During the late January meeting with Kazakh President Nursultan Nazarbayev, the Otunbayeva-led delegation secured the lifting of a ban on exporting oil products from Kazakhstan to Kyrgyzstan. It also requested $100 million in Kyrgyz-Kazakh Investment Funds to expand investment in Kyrgyzstan. Meanwhile, Kyrgyz-Kazakh bilateral trade reached $500 million in 2010, with both countries now also considering organizing a joint business forum to expand economic links.

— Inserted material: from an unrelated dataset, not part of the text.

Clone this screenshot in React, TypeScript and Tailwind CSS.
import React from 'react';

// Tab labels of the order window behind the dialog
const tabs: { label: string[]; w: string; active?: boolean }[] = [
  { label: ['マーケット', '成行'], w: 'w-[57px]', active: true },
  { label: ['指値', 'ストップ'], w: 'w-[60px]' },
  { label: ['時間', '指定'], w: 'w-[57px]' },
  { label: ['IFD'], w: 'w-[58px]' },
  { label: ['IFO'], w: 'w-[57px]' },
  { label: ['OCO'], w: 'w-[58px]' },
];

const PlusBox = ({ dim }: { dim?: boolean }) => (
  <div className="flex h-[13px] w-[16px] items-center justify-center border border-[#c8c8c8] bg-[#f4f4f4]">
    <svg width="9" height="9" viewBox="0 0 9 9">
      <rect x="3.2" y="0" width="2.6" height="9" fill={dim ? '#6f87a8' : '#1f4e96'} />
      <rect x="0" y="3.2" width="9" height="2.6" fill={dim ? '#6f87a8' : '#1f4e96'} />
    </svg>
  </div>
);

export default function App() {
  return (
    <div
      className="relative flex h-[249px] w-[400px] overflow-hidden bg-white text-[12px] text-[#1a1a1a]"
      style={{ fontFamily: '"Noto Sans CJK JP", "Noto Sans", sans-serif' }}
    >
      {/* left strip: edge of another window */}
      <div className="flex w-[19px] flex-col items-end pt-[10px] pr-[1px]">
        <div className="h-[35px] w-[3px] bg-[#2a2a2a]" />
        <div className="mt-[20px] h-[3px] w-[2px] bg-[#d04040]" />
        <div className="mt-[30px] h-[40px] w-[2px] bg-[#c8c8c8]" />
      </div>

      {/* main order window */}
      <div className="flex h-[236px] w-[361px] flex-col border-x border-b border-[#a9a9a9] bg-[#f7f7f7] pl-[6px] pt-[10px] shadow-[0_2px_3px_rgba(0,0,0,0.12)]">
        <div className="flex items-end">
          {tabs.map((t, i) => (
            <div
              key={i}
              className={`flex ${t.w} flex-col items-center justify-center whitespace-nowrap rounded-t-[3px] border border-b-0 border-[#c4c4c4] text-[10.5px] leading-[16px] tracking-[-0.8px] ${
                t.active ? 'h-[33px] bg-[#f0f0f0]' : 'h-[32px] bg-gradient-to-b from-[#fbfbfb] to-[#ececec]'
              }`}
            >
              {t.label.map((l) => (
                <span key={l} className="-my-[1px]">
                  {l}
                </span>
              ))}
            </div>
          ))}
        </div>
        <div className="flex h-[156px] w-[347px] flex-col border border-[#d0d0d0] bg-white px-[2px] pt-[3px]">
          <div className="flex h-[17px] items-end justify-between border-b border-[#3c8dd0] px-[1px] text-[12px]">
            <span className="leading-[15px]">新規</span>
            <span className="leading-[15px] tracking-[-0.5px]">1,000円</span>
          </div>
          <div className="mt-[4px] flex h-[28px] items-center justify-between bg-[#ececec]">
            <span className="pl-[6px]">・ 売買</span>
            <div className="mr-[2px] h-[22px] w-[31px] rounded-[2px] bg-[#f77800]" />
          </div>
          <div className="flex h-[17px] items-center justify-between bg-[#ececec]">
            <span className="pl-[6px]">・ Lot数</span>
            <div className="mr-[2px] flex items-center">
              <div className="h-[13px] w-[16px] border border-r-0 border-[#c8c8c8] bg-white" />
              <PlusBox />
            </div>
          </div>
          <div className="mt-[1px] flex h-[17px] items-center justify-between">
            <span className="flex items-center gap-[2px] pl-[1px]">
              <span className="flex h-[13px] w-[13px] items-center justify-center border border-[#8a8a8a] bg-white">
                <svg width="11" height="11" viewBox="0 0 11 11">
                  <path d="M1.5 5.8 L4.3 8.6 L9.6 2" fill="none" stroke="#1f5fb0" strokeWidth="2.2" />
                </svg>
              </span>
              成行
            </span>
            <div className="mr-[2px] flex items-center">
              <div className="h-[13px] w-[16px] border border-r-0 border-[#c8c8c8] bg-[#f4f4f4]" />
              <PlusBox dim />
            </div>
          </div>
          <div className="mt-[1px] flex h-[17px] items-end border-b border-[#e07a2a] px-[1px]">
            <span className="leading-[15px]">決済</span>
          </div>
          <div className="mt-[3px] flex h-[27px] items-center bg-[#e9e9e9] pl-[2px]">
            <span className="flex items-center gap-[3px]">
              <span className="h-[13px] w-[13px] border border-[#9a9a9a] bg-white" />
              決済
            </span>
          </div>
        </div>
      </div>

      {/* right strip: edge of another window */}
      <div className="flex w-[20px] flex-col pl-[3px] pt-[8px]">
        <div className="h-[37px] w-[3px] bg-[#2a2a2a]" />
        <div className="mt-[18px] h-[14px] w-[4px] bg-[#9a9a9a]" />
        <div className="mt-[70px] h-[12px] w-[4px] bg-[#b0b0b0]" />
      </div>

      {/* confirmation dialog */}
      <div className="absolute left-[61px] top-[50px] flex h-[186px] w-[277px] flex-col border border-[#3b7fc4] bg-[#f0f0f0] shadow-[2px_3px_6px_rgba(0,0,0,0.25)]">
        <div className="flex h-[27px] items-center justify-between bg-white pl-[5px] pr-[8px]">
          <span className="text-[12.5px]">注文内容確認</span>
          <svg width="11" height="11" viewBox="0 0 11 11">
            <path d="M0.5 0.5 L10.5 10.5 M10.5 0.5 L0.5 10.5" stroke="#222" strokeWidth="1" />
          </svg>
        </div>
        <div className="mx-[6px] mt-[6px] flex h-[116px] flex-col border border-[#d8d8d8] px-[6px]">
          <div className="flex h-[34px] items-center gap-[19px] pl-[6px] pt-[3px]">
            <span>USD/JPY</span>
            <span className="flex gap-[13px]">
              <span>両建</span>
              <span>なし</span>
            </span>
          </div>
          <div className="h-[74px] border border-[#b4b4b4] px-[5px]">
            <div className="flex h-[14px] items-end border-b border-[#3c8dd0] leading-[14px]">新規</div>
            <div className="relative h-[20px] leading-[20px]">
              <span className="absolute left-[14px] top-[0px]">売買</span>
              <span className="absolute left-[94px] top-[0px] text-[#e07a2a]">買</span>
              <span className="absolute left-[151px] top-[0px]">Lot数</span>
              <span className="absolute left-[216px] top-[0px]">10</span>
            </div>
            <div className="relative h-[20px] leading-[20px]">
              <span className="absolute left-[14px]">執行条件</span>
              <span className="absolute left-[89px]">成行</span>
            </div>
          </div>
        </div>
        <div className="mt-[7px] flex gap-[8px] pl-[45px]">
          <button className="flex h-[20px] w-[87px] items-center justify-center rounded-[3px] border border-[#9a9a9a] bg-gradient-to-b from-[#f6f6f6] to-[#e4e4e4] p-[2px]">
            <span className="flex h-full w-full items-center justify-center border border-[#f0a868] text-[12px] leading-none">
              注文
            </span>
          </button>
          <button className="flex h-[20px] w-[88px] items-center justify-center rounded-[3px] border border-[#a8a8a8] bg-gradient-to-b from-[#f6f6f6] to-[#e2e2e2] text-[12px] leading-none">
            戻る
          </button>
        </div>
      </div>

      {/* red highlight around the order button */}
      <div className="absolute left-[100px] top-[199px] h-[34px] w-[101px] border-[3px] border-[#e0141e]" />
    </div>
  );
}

Currently, more than 400 Kazakh enterprises operate in Kyrgyzstan’s banking, energy, and construction spheres, while 250 companies with Kyrgyz capital operate in Kazakhstan’s tourism, construction, and transport sectors (, February 2;, February 5).

Bishkek’s active collaboration with Tokyo recently secured $10 million in road equipment and a package of investments from Japan to build two asphalt-concrete factories in the country. Kyrgyzstan is also considering the potential participation of Russia’s Gazprom in the exploration of the country’s oil and gas reserves (, January 22;, January 25).

This does not represent a panacea for Kyrgyzstan’s economic ills. Apart from addressing the pressing issues of inflation and unemployment, the government is yet to improve the protection of property rights, combat widespread corruption, and promote reforms to stimulate further economic growth and alleviate the lives of the country’s poor. But, the gains thus far raise the possibility that Kyrgyzstan is on a more comprehensive, albeit still fragile, economic and political recovery track.